NB: You could fry them, instead of baking them if you want.

And what goes with sausage? Bacon, of course. And the two make a great breakfast meal.

So here’s a Seitan (wheatmeat) based mock bacon. It’s slightly different from the seitan recipe from last week, and how we treat it to get that saltiness is also quite different.

Mock Bacon

  • Servings: 8-12 rashers
  • Difficulty: moderate
  • Print

Mock bacon is quite salty, so don't eat the whole dozen rashers to yourself lol, even though you'll want to.

Ingredients

  • 1 cup Vital Wheat Gluten
  • 1 tsp garlic powder
  • ¼ tsp sea salt
  • ⅛ tsp black pepper
  • ½ tsp mustard seed, ground
  • ½ tsp dried oregano, ground
  • 1 tsp nutritional yeast, ground
  • ¾ cup butter beans, skinned
  • ½ cups vegetable stock
  • 1 tsp soy sauce (or tamari sauce)
  • 1 tbsp tomato puree/paste
  • For broth:~
  • 2 stock cubes
  • 2 cups water
  • 3 tbsp table salt

Directions

  1. In a bowl, add the flour, garlic powder, salt and pepper. Using a mortor and pestle, grind the mustard, oregano and nutritional yeast. Then add that to the flour and stir in. (You need to make sure the flavour is well incorporated before adding any liquid, because as soon as the gluten starts to work, it becomes very difficult to distribute the flavour.

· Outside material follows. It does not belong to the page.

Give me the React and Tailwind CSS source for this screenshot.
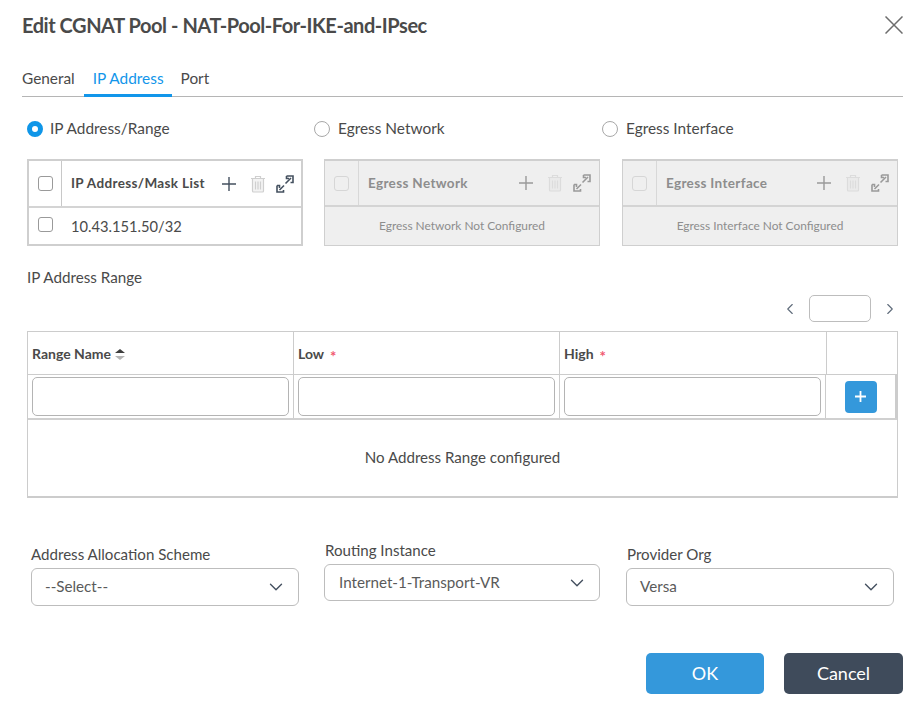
import { ChevronDown, ChevronLeft, ChevronRight } from "lucide-react"

function PlusIcon({ color }) {
    return (
        <svg width="16" height="16" viewBox="0 0 16 16" fill="none" stroke={color} strokeWidth="1.4">
            <path d="M8 1v14M1 8h14" />
        </svg>
    )
}

function TrashIcon({ color }) {
    return (
        <svg width="16" height="18" viewBox="0 0 16 18" fill="none" stroke={color} strokeWidth="1.2">
            <path d="M1 3.5h14M5.5 3.5V1.5h5v2" />
            <path d="M2.5 3.5v12.5a1 1 0 0 0 1 1h9a1 1 0 0 0 1-1V3.5z" fill={color} fillOpacity="0.25" />
            <path d="M5.5 6.5v8M8 6.5v8M10.500 6.500v8" />
        </svg>
    )
}

function ExpandIcon({ color }) {
    return (
        <svg width="18" height="18" viewBox="0 0 18 18" fill="none" stroke={color} strokeWidth="1.6">
            <path d="M10.500 1h6.500v6.500h-2.500" />
            <path d="M10.500 1v2.500h2.500" />
            <path d="M15 3L9.500 8.500" />
            <path d="M1 10.500v6.500h6.500v-2" />
            <path d="M3.500 15L8 10.500" />
            <path d="M1 10.500h2.500v2.500" />
        </svg>
    )
}

function Radio({ label, checked, className }) {
    return (
        <div className={`flex items-center ${className}`}>
            {checked ? (
                <span className="w-[16px] h-[16px] rounded-full border-[5px] border-[#0f96e8] bg-white" />
            ) : (
                <span className="w-[16px] h-[16px] rounded-full border border-[#a8a8a8] bg-white" />
            )}
            <span className="text-[15.4px] text-[#4a4a4a]">{label}</span>
        </div>
    )
}

function MiniTable({ title, disabled, children, className }) {
    const iconColor = disabled ? "#9a9a9a" : "#44505f"
    const trash = disabled ? "#dcdcdc" : "#cfcfcf"
    return (
        <div className={`w-[276px] border-2 border-[#cfcfcf] ${disabled ? "bg-[#efefef] border-b-[1px] border-x-[1px]" : "bg-white"} ${className}`}>
            <div className={`flex border-b-2 border-[#d4d4d4] ${disabled ? "h-[46px]" : "h-[47px]"}`}>
                <div className={`shrink-0 flex items-center justify-center border-r ${disabled ? "w-[34px] border-[#d8d8d8]" : "w-[33px] border-[#c8c8c8]"}`}>
                    <span className={`w-[15px] h-[15px] rounded-[3px] border ${disabled ? "border-[#d6d6d6]" : "border-[#9a9a9a]"}`} />
                </div>
                <div className={`flex-1 flex items-center pl-[9px] ${disabled ? "pr-[8px]" : "pr-[7px]"}`}>
                    <span className={`flex-1 text-[13.500px] font-bold tracking-[0.35px] whitespace-nowrap ${disabled ? "text-[#8d8d8d]" : "text-[#4a4a4a]"}`}>{title}</span>
                    <PlusIcon color={iconColor} />
                    <span className="ml-[13px]"><TrashIcon color={trash} /></span>
                    <span className="ml-[10px]"><ExpandIcon color={iconColor} /></span>
                </div>
            </div>
            {children}
        </div>
    )
}

function HeadCell({ label, required, sort, className }) {
    return (
        <div className={`flex items-center pl-[4px] border-r border-[#cccccc] ${className}`}>
            <span className="text-[14px] font-bold text-[#4a4a4a]">{label}</span>
            {sort && (
                <span className="ml-[4px] mt-[2px] flex flex-col gap-[3px]">
                    <span className="w-0 h-0 border-x-[5px] border-x-transparent border-b-[4px] border-b-[#3d3d3d]" />
                    <span className="w-0 h-0 border-x-[5px] border-x-transparent border-t-[4px] border-t-[#b5b5b5]" />
                </span>
            )}
            {required && <span className="ml-[6px] mt-[7px] text-[15px] leading-none font-bold text-[#f0576f]">*</span>}
        </div>
    )
}

function InputCell({ className }) {
    return (
        <div className={`flex items-center pl-[4px] border-r border-[#cccccc] ${className}`}>
            <div className="w-[257px] h-[39px] rounded-[5px] border border-[#b4b4b4] bg-white" />
        </div>
    )
}

function SelectField({ label, value, className, width, labelClass, valueClass }) {
    return (
        <div className={className}>
            <div className={`text-[15.100px] text-[#4a4a4a] leading-[18px] mb-[5px] ${labelClass}`}>{label}</div>
            <div className={`flex items-center justify-between rounded-[6px] border border-[#bdbdbd] pr-[11px] ${width}`}>
                <span className={`text-[15.200px] text-[#5a5a5a] pb-[1px] ${valueClass}`}>{value}</span>
                <ChevronDown size={22} color="#44505f" strokeWidth={1.5} />
            </div>
        </div>
    )
}

export default function App() {
    return (
        <div className="w-[916px] h-[704px] bg-white overflow-hidden font-['Lato',sans-serif]">
            {/* Titulo */}
            <div className="flex items-center justify-between h-[50px] pl-[22px] pr-[13px]">
                <h1 className="text-[20px] font-bold tracking-[-0.45px] text-[#4a4a4a]">Edit CGNAT Pool - NAT-Pool-For-IKE-and-IPsec</h1>
                <svg width="18" height="18" viewBox="0 0 18 18" fill="none" stroke="#6d6d6d" strokeWidth="1.5">
                    <path d="M0.500 0.500l17 17M17.500 0.500l-17 17" />
                </svg>
            </div>

            {/* Abas */}
            <div className="ml-[22px] mr-[13px] mt-[14px] flex h-[33px] border-b border-[#b5b5b5] text-[15.400px]">
                <span className="pt-[3px] text-[#4a4a4a]">General</span>
                <span className="ml-[9px] pl-[9px] pr-[8px] pt-[3px] h-[33px] border-b-[3px] border-[#1296ea] text-[#1296ea]">IP Address</span>
                <span className="ml-[9px] pt-[3px] text-[#4a4a4a]">Port</span>
            </div>

            {/* Radios */}
            <div className="flex mt-[21px] h-[22px] pl-[27px]">
                <Radio checked label="IP Address/Range" className="w-[287px] gap-[7px]" />
                <Radio label="Egress Network" className="w-[288px] gap-[8px]" />
                <Radio label="Egress Interface" className="gap-[8px]" />
            </div>

            {/* Listas */}
            <div className="flex items-start mt-[19px] pl-[27px]">
                <MiniTable title="IP Address/Mask List">
                    <div className="flex items-center h-[36px]">
                        <div className="w-[33px] flex justify-center pb-[4px]">
                            <span className="w-[15px] h-[15px] rounded-[3px] border border-[#9a9a9a]" />
                        </div>
                        <span className="pl-[9px] text-[14.700px] text-[#4a4a4a]">10.43.151.50/32</span>
                    </div>
                </MiniTable>
                <MiniTable disabled title="Egress Network" className="ml-[21px]">
                    <div className="flex items-center justify-center h-[38px] text-[11.900px] text-[#8d8d8d]">Egress Network Not Configured</div>
                </MiniTable>
                <MiniTable disabled title="Egress Interface" className="ml-[22px]">
                    <div className="flex items-center justify-center h-[38px] text-[11.900px] text-[#8d8d8d]">Egress Interface Not Configured</div>
                </MiniTable>
            </div>

            {/* Range */}
            <div className="ml-[27px] mt-[21px] text-[15.200px] leading-[20px] text-[#4a4a4a]">IP Address Range</div>
            <div className="flex items-center justify-end h-[27px] mt-[8px] pr-[17px]">
                <ChevronLeft size={18} color="#5f6b7a" strokeWidth={1.5} />
                <div className="mx-[10px] w-[62px] h-[27px] rounded-[5px] border border-[#bdbdbd]" />
                <ChevronRight size={18} color="#5f6b7a" strokeWidth={1.5} />
            </div>

            <div className="ml-[27px] mt-[9px] w-[871px] h-[167px] border border-[#cccccc] border-b-2">
                <div className="flex h-[43px] border-b border-[#cccccc]">
                    <HeadCell sort label="Range Name" className="w-[266px]" />
                    <HeadCell required label="Low" className="w-[266px]" />
                    <HeadCell required label="High" className="w-[267px]" />
                </div>
                <div className="flex h-[45px] border-b-2 border-[#d0d0d0]">
                    <InputCell className="w-[266px]" />
                    <InputCell className="w-[266px]" />
                    <InputCell className="w-[266px]" />
                    <div className="flex-1 flex items-center justify-center border-r-2 border-[#cccccc]">
                        <div className="w-[32px] h-[32px] rounded-[4px] bg-[#3498db] flex items-center justify-center">
                            <svg width="11" height="11" viewBox="0 0 11 11" fill="none" stroke="#ffffff" strokeWidth="1.800">
                                <path d="M5.500 0v11M0 5.500h11" />
                            </svg>
                        </div>
                    </div>
                </div>
                <div className="flex items-center justify-center h-[75px] text-[15.100px] text-[#4a4a4a]">No Address Range configured</div>
            </div>

            {/* Selects */}
            <div className="flex items-start mt-[47px]">
                <SelectField label="Address Allocation Scheme" value="--Select--" className="ml-[31px]" width="w-[268px] h-[38px]" valueClass="pl-[13px]" />
                <SelectField label="Routing Instance" value="Internet-1-Transport-VR" className="ml-[25px] -mt-[4px]" width="w-[276px] h-[37px]" labelClass="pl-[1px]" valueClass="pl-[14px]" />
                <SelectField label="Provider Org" value="Versa" className="ml-[26px]" width="w-[268px] h-[38px]" labelClass="pl-[1px]" valueClass="pl-[13px]" />
            </div>

            {/* Botoes */}
            <div className="flex justify-end gap-[20px] mt-[47px] pr-[13px]">
                <button className="w-[118px] h-[41px] pb-[1px] rounded-[5px] bg-[#3498db] text-white text-[18px]">OK</button>
                <button className="w-[119px] h-[41px] pb-[1px] rounded-[5px] bg-[#3f4b5b] text-white text-[18px]">Cancel</button>
            </div>
        </div>
    )
}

So make sure you don’t add the liquid until after you’ve mixed all the flavour into the flour.)
  2. Mix together the stock, soy sauce, and tomato puree. Now blend the beans. (Pulse them in a blender to get a smooth texture.) Add to the flour mix.
  3. Form into a stretchy dough with your hands. Pull and knead it in your hands for 5 mins. Keep working the gluten until it has the texture of muscle or meat. You don’t want it too spongy or it will end up like rubber. You need to work the gluten so that it’s elastic and can be torn apart easily. Now’s the fun part; you get to beat up the wheat meat, you have to tenderise it on a clean work surface with your fists or with a potato masher or meat hammer. The idea is exactly like with traditional meat to make it less grisly and tough, and to produce something tender when you eat it. So beat it up for about 5 mins.
  4. Pull and stretch it into the rough shape you want it to end up. I formed something that resembled bacon strips mirrored (so I could cut it into two piece later ~ after I’ve sliced it into rashers).
  5. In a large pot, make up the brine that will give it that characteristic saltiness. Add the ‘bacon’ in. Slowly heat up the broth until it is simmering (not boiling, or the bubbles will break up the gluten and make it spongy). Set a timer from the moment the water starts to simmer ~ simmer for 50 mins to 1 hour. The wheat meat will float fully once it’s cooked.
  6. Once the seitan has been simmered it will increase in size slightly. Now you can cook it in any way that you would cook bacon.
  7. You could fry it in a little veg oil (or coconut oil), or you can grill or bake it in the oven. It’s up to your preference.


NB: Before you recook it, you can marinade it to make it more smokey if you like your bacon that way.

This just shows that you don’t have to buy veggie meats, you can make them at home. And it’s relatively inexpensive to make them too. I hope I’ve inspired you to try you’re own versions.